UNITED STATES

SECURITIES AND EXCHANGE COMMISSION

Washington, D.C. 20549

 

FORM 8-A

 

FOR REGISTRATION OF CERTAIN CLASSES OF SECURITIES

PURSUANT TO SECTION 12(b) OR 12(g) OF

THE SECURITIES EXCHANGE ACT OF 1934

 

FG MERGER III CORP.

(Exact name of registrant as specified in its charter)

 

Nevada   93-3533944
(State or other jurisdiction of
incorporation or organization)
  (I.R.S. Employer
Identification No.)

 

104 S. Walnut Street, Unit 1A
Itasca, IL
  60143
(Address of principal executive offices)   (Zip Code)

 

Securities to be registered pursuant to Section 12(b) of the Act:

 

Title of each class
to be so registered
  Name of each exchange on which
each class is to be registered
Units, each consisting of one share of common stock, $0.0001 par value per share, and one-half of one redeemable warrant   The NASDAQ Stock Market LLC
Common stock, $0.0001 par value per share   The NASDAQ Stock Market LLC
Redeemable warrants, each whole warrant exercisable for one share of common stock at an exercise price of $11.50 per share   The NASDAQ Stock Market LLC

 

If this form relates to the registration of a class of securities pursuant to Section 12(b) of the Exchange Act and is effective pursuant to General Instruction A.(c) or (e), check the following box. x

 

If this form relates to the registration of a class of securities pursuant to Section 12(g) of the Exchange Act and is effective pursuant to General Instruction A.(d) or (e), check the following box. ¨

 

If this form relates to the registration of a class of securities concurrently with a Regulation A offering, check the following box. ¨

 

Securities Act registration statement file number to which this form relates:

333-287670

 

Securities to be registered pursuant to Section 12(g) of the Act:

None

 

 

 

 

 

 

Item 1. Description of Registrant’s Securities to be Registered

 

The securities to be registered hereby are units, common stock, par value $0.0001 per share, and redeemable warrants to purchase common stock of FG Merger III Corp., a Nevada corporation (the “Registrant”).
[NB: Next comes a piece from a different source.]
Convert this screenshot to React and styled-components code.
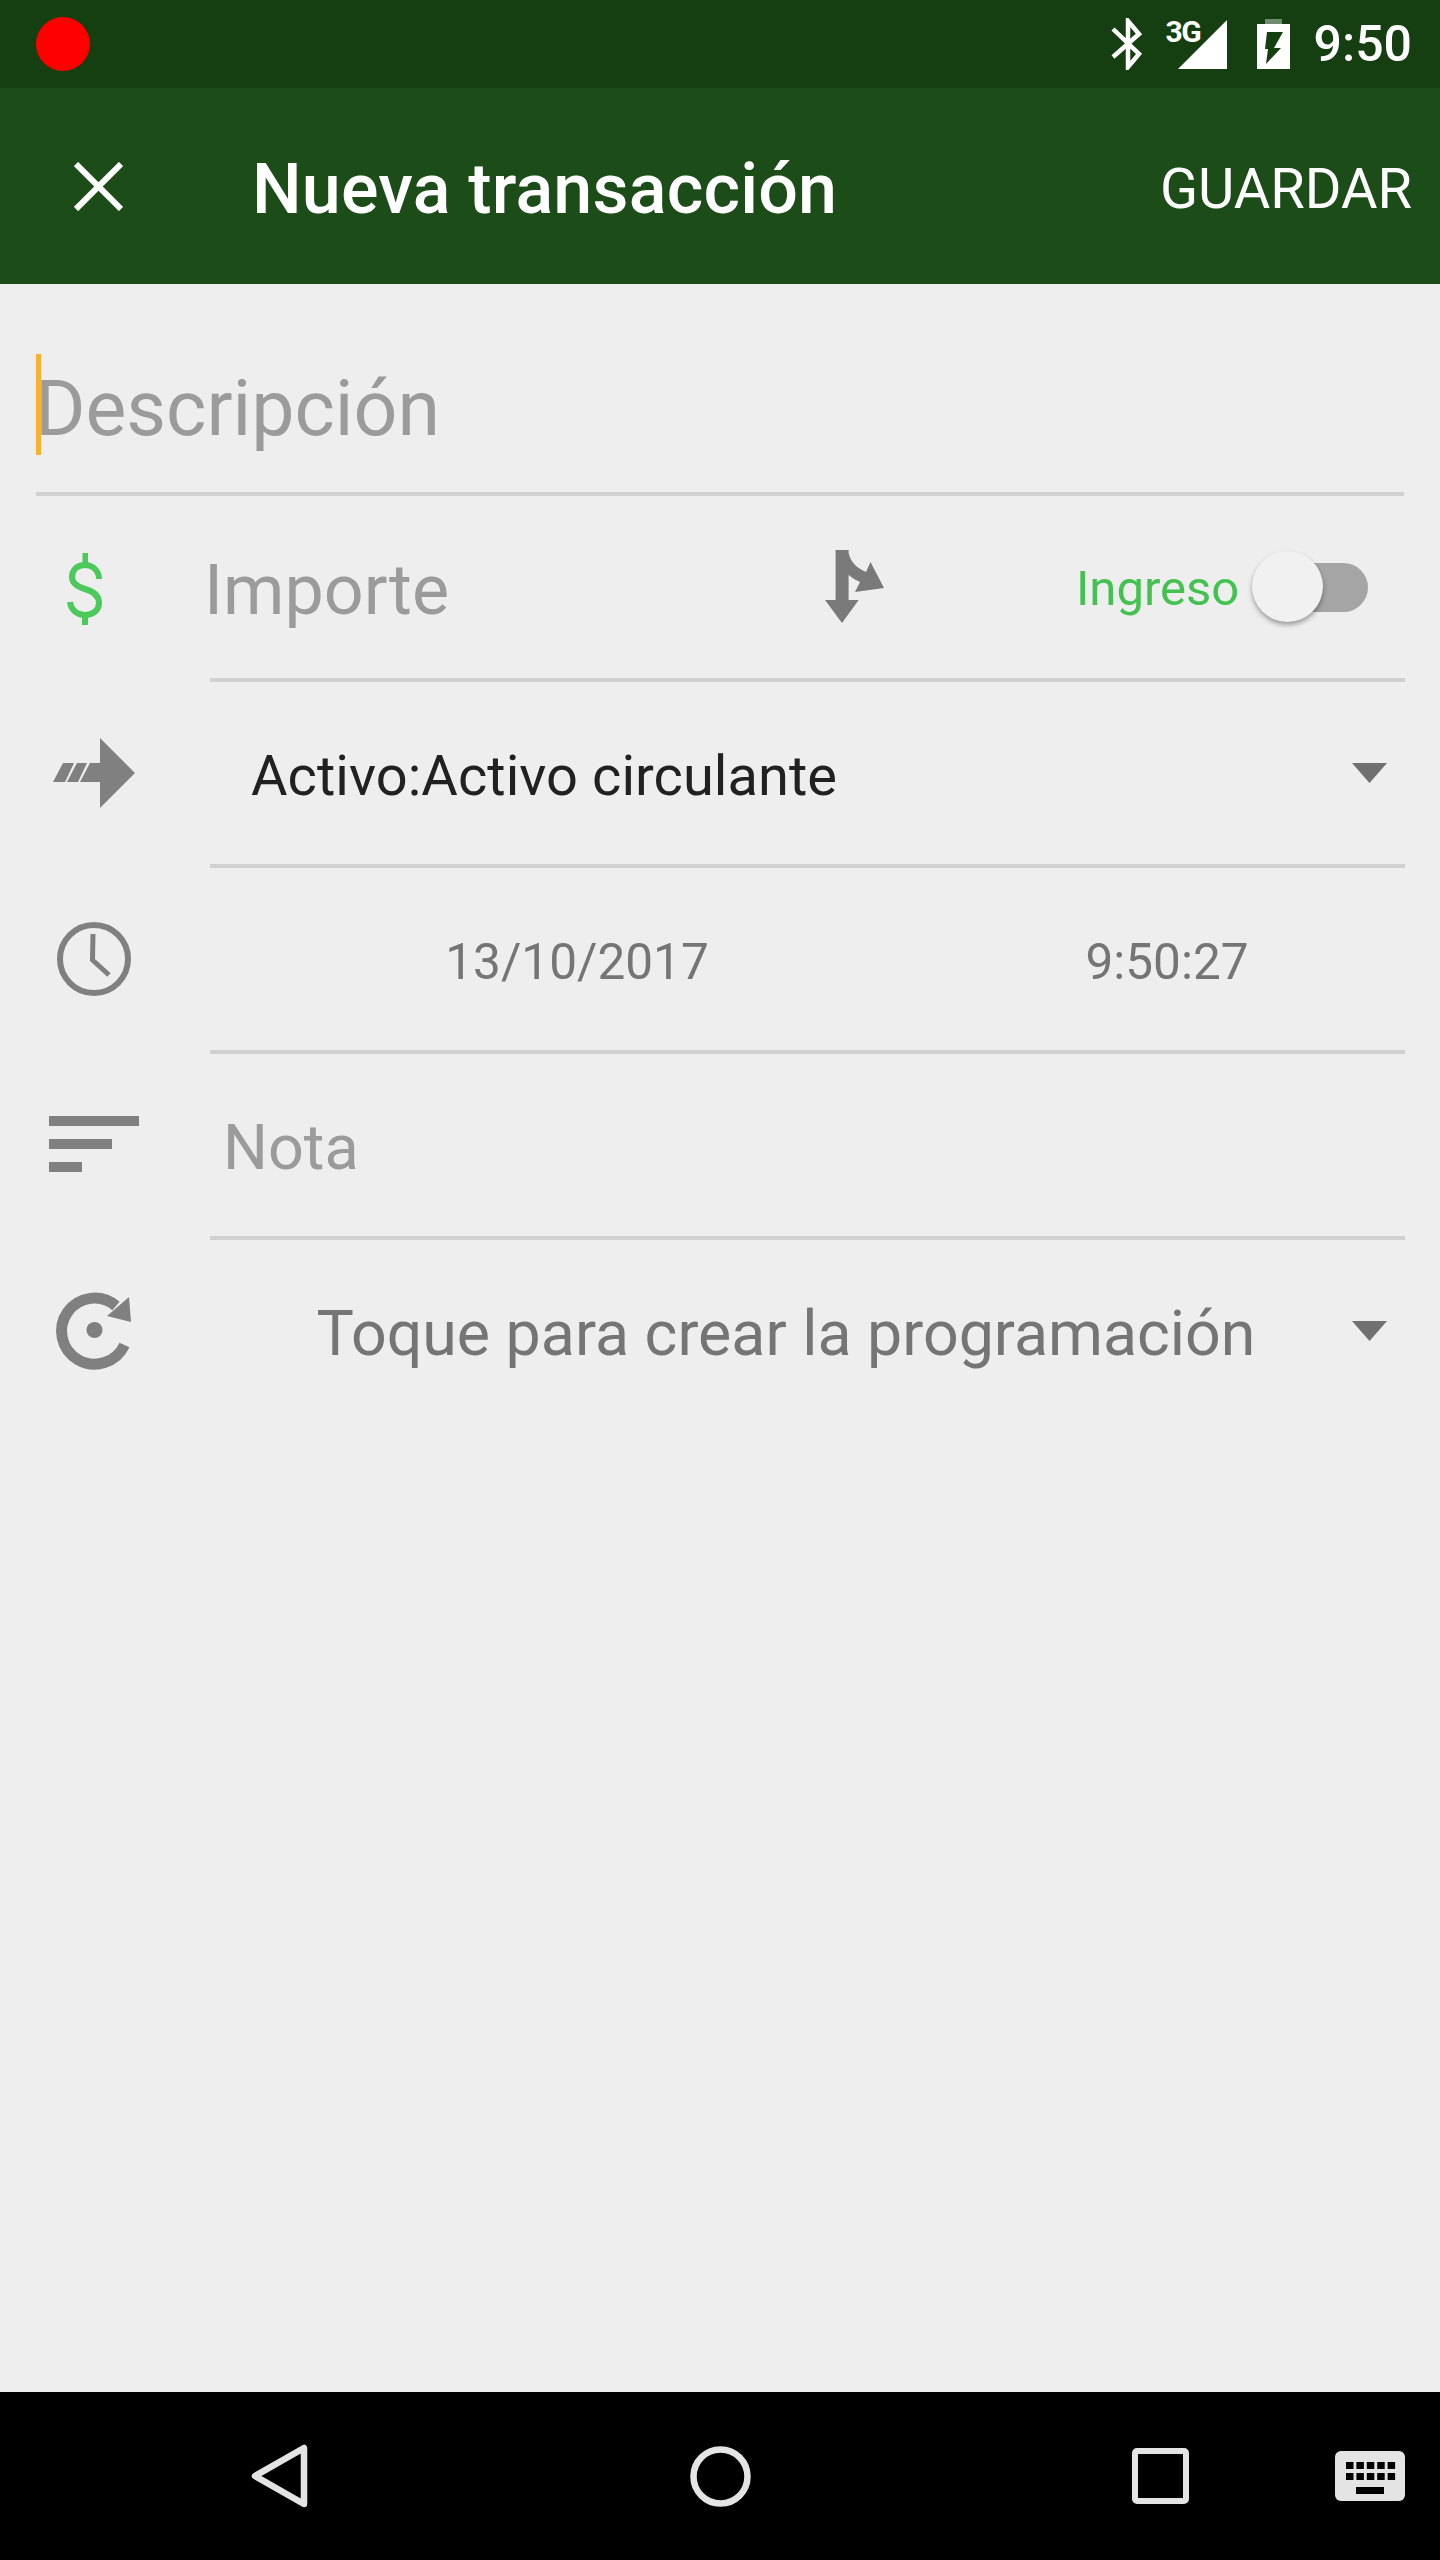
import React from 'react';
import styled, { createGlobalStyle } from 'styled-components';

const GlobalStyle = createGlobalStyle`
  html, body {
    margin: 0;
    padding: 0;
    background: #eeeeee;
  }
`;

const Page = styled.div`
  width: 1440px;
  height: 2560px;
  display: flex;
  flex-direction: column;
  background: #eeeeee;
  font-family: Roboto, "Liberation Sans", sans-serif;
  overflow: hidden;
`;

const StatusBar = styled.div`
  height: 88px;
  flex: none;
  display: flex;
  align-items: center;
  padding: 0 28px 0 36px;
  background: #153e11;
  color: #ffffff;
`;

const RecDot = styled.div`
  width: 54px;
  height: 54px;
  border-radius: 50%;
  background: #ff0000;
  margin-right: auto;
`;

const NetworkLabel = styled.span`
  font-size: 30px;
  font-weight: 700;
  line-height: 30px;
  letter-spacing: -1.5px;
  width: 31px;
  margin: -24px -19px 0 23px;
`;

const StatusIcon = styled.svg`
  display: block;
  flex: none;
  margin-left: ${(p) => p.$left || 0}px;
`;

const Clock = styled.span`
  font-size: 50px;
  font-weight: 500;
  line-height: 50px;
  margin-left: 24px;
`;

const AppBar = styled.div`
  height: 196px;
  flex: none;
  display: flex;
  align-items: center;
  padding: 0 28px 0 74px;
  background: #1c4c17;
  color: #ffffff;
`;

const Title = styled.div`
  flex: 1;
  margin-left: 129px;
  padding-top: 6px;
  font-size: 70px;
  font-weight: 500;
  line-height: 82px;
  letter-spacing: 0.2px;
`;

const SaveButton = styled.div`
  padding-top: 6px;
  font-size: 56px;
  line-height: 64px;
`;

const Form = styled.div`
  flex: 1;
  display: flex;
  flex-direction: column;
`;

const DescriptionRow = styled.div`
  height: 208px;
  margin: 0 36px 0 36px;
  display: flex;
  align-items: center;
  border-bottom: 4px solid #d0d0d0;
`;

const Caret = styled.div`
  width: 5px;
  height: 101px;
  margin-right: -6px;
  margin-top: 33px;
  background: #f7b12e;
`;

const DescriptionText = styled.span`
  font-size: 77px;
  line-height: 90px;
  color: #9b9b9b;
  margin-top: 42px;
`;

const Row = styled.div`
  height: 186px;
  display: flex;
  align-items: stretch;
`;

const RowIcon = styled.svg`
  display: block;
  flex: none;
  align-self: center;
  width: 120px;
  height: 120px;
  margin: -6px 56px 0 34px;
`;

const RowBody = styled.div`
  flex: 1;
  display: flex;
  align-items: center;
  margin-right: 35px;
  padding-top: 6px;
  box-sizing: border-box;
  border-bottom: ${(p) => (p.$plain ? '4px solid transparent' : '4px solid #d0d0d0')};
`;

const AmountText = styled.span`
  font-size: 70px;
  line-height: 82px;
  color: #9b9b9b;
  width: 621px;
  margin-left: -6px;
`;

const SplitIcon = styled.svg`
  display: block;
  flex: none;
  margin-top: -7px;
`;

const TypeLabel = styled.span`
  margin-left: 192px;
  margin-top: -3px;
  font-size: 49px;
  line-height: 58px;
  color: #43c250;
`;

const Switch = styled.div`
  position: relative;
  width: 116px;
  height: 71px;
  margin-left: 13px;
  margin-top: -7px;
  flex: none;
`;

const SwitchTrack = styled.div`
  position: absolute;
  left: 4px;
  right: 0;
  top: 12px;
  height: 49px;
  border-radius: 25px;
  background: #a5a5a5;
`;

const SwitchThumb = styled.div`
  position: absolute;
  left: 0;
  top: 0;
  width: 71px;
  height: 71px;
  border-radius: 50%;
  background: #f1f1f1;
  box-shadow: 0 3px 5px rgba(0, 0, 0, 0.35);
`;

const AccountText = styled.span`
  flex: 1;
  margin-left: 41px;
  font-size: 56px;
  line-height: 66px;
  letter-spacing: 0.05px;
  color: #212121;
`;

const Chevron = styled.svg`
  display: block;
  flex: none;
  margin-right: 18px;
  margin-top: -6px;
`;

const DateButton = styled.span`
  width: ${(p) => p.$width}px;
  text-align: center;
  font-size: 49.5px;
  line-height: 58px;
  color: #757575;
`;

const NoteText = styled.span`
  margin-left: 13px;
  font-size: 63px;
  line-height: 74px;
  color: #9b9b9b;
`;

const RecurrenceText = styled.span`
  flex: 1;
  text-align: center;
  font-size: 62.7px;
  line-height: 74px;
  color: #757575;
  padding-left: 10px;
`;

const NavBar = styled.div`
  height: 168px;
  flex: none;
  display: flex;
  align-items: center;
  background: #000000;
`;

const NavIcon = styled.svg`
  display: block;
  flex: none;
  margin-left: ${(p) => p.$left}px;
`;

const navGray = '#e4e4e4';
const iconGray = '#808080';
const keyColumns = [11, 21.4, 31.8, 42.2, 52.6];

const App = () => {
  return (
    <Page>
      <GlobalStyle />
      <StatusBar>
        <RecDot />
        <StatusIcon width="32" height="52" viewBox="0 0 32 52" fill="none" stroke="#fff" strokeWidth="4.5">
          <path d="M2 11 L28 36 L17 49 V3 L28 16 L2 39" />
        </StatusIcon>
        <NetworkLabel>3G</NetworkLabel>
        <StatusIcon width="49" height="49" viewBox="0 0 49 49">
          <path d="M49 0 V49 H0 Z" fill="#fff" />
        </StatusIcon>
        <StatusIcon $left={30} width="33" height="50" viewBox="0 0 33 50">
          <rect x="8" y="0" width="17" height="5" fill="#fff" opacity="0.4" />
          <path
            fillRule="evenodd"
            fill="#fff"
            d="M0 5 H33 V50 H0 Z M10 13 H26 L17 29 H24 L9 45 L11 30 H8 Z"
          />
        </StatusIcon>
        <Clock>9:50</Clock>
      </StatusBar>

      <AppBar>
        <svg width="49" height="49" viewBox="0 0 49 49" fill="none" stroke="#fff" strokeWidth="6">
          <path d="M2 2 L47 47 M47 2 L2 47" />
        </svg>
        <Title>Nueva transacción</Title>
        <SaveButton>GUARDAR</SaveButton>
      </AppBar>

      <Form>
        <DescriptionRow>
          <Caret />
          <DescriptionText>Descripción</DescriptionText>
        </DescriptionRow>

        <Row>
          <RowIcon viewBox="0 0 120 120">
            <path
              d="M65 53 C65 45 59 39 51 39 C43 39 38 44 38 51 C38 58 44 61 51 63 C58 65 65 69 65 77 C65 84 59 89 51 89 C43 89 37 84 36 76"
              fill="none"
              stroke="#4bc95a"
              strokeWidth="6"
            />
            <path d="M48.5 27 H54 V39 H48.5 Z M48 89 H54 V99 H48 Z" fill="#4bc95a" />
          </RowIcon>
          <RowBody>
            <AmountText>Importe</AmountText>
            <SplitIcon width="59" height="73" viewBox="0 0 59 73">
              <path
                d="M10.6 0 H23.6 V3 C25 9 29 16 37 20 L41 22 L45.5 12 L59 38 L30 42 L35 32 C31 30 27 28 23.6 25 V50 H33.7 L17 73 L0 50 H10.6 Z"
                fill="#7a7a7a"
              />
            </SplitIcon>
            <TypeLabel>Ingreso</TypeLabel>
            <Switch>
              <SwitchTrack />
              <SwitchThumb />
            </Switch>
          </RowBody>
        </Row>

        <Row>
          <RowIcon viewBox="0 0 120 120">
            <path
              d="M19 70 L29 51 H40 L31 70 Z M33 70 L43 51 H53 L44 70 Z M46 70 L56 51 H66 V26 L101 61 L66 96 V70 Z"
              fill={iconGray}
            />
          </RowIcon>
          <RowBody>
            <AccountText>Activo:Activo circulante</AccountText>
            <Chevron width="35" height="20" viewBox="0 0 35 20">
              <path d="M0 0 H35 L17.5 20 Z" fill="#707070" />
            </Chevron>
          </RowBody>
        </Row>

        <Row>
          <RowIcon viewBox="0 0 120 120" fill="none" stroke={iconGray}>
            <circle cx="60" cy="61" r="34" strokeWidth="6" />
            <path d="M59 36 L58.5 62 L75 77" strokeWidth="5" />
          </RowIcon>
          <RowBody>
            <DateButton $width={734}>13/10/2017</DateButton>
            <DateButton $width={446}>9:50:27</DateButton>
          </RowBody>
        </Row>

        <Row>
          <RowIcon viewBox="0 0 120 120" fill={iconGray}>
            <rect x="15" y="32" width="90" height="10" />
            <rect x="15" y="55" width="63" height="10" />
            <rect x="15" y="78" width="33" height="10" />
          </RowIcon>
          <RowBody>
            <NoteText>Nota</NoteText>
          </RowBody>
        </Row>

        <Row>
          <RowIcon viewBox="0 0 120 120">
            <path d="M82 36 A33 33 0 1 0 90.5 75" fill="none" stroke={iconGray} strokeWidth="11" />
            <path d="M95 27 L97 52 L73 46 L80 40 L88 33 Z" fill={iconGray} />
            <circle cx="60.5" cy="60" r="8" fill={iconGray} />
          </RowIcon>
          <RowBody $plain>
            <RecurrenceText>Toque para crear la programación</RecurrenceText>
            <Chevron width="35" height="20" viewBox="0 0 35 20">
              <path d="M0 0 H35 L17.5 20 Z" fill="#707070" />
            </Chevron>
          </RowBody>
        </Row>
      </Form>

      <NavBar>
        <NavIcon $left={251} width="57" height="66" viewBox="0 0 57 66">
          <path d="M53 5 V61 L4 33 Z" fill="none" stroke={navGray} strokeWidth="6.5" strokeLinejoin="round" />
        </NavIcon>
        <NavIcon $left={382} width="61" height="61" viewBox="0 0 61 61">
          <circle cx="30.5" cy="30.5" r="27" fill="none" stroke={navGray} strokeWidth="6.5" />
        </NavIcon>
        <NavIcon $left={381} width="57" height="56" viewBox="0 0 57 56">
          <rect x="3" y="3" width="51" height="50" rx="2" fill="none" stroke={navGray} strokeWidth="6" />
        </NavIcon>
        <NavIcon $left={146} width="70" height="50" viewBox="0 0 70 50">
          <rect width="70" height="50" rx="6" fill={navGray} />
          {keyColumns.map((x) => (
            <rect key={`a${x}`} x={x} y="11" width="7.5" height="7" fill="#000" />
          ))}
          {keyColumns.map((x) => (
            <rect key={`b${x}`} x={x} y="22" width="7.5" height="7" fill="#000" />
          ))}
          <rect x="21" y="36" width="28" height="7" fill="#000" />
        </NavIcon>
      </NavBar>
    </Page>
  );
};

export default App;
The description of the units (each consisting of one share of common stock, $0.0001 par value per share, and one-half of one redeemable warrant), the common stock and the warrants (each whole warrant exercisable for one share of common stock at an exercise price of $11.50) of Registrant, as set forth under the caption “Description of Securities” in the prospectus forming a part of the Registration Statement on Form S-1, as originally filed with the Securities and Exchange Commission (the “Commission”) on May 30, 2025 (Registration No. 333-287670), including exhibits, and as subsequently amended from time to time (the “Registration Statement”), is hereby incorporated by reference. In addition, the above-referenced description included in any prospectus relating to the Registration Statement filed with the Commission pursuant to Rule 424(b) under the Securities Act of 1933, as amended, shall be deemed to be incorporated by reference herein.

 

Item 2. Exhibits

 

Pursuant to the Instructions as to Exhibits for Form 8-A, no exhibits are required to be filed, because no other securities of the Registrant are registered on the NASDAQ Stock Market LLC, and the securities registered hereby are not being registered pursuant to Section 12(g) of the Securities Exchange Act of 1934, as amended.

 

 

 

 

SIGNATURE

 

Pursuant to the requirements of Section 12 of the Securities Exchange Act of 1934, the registrant has duly caused this registration statement to be signed on its behalf by the undersigned, thereto duly authorized.

 

Date: August 12, 2025 FG MERGER III CORP.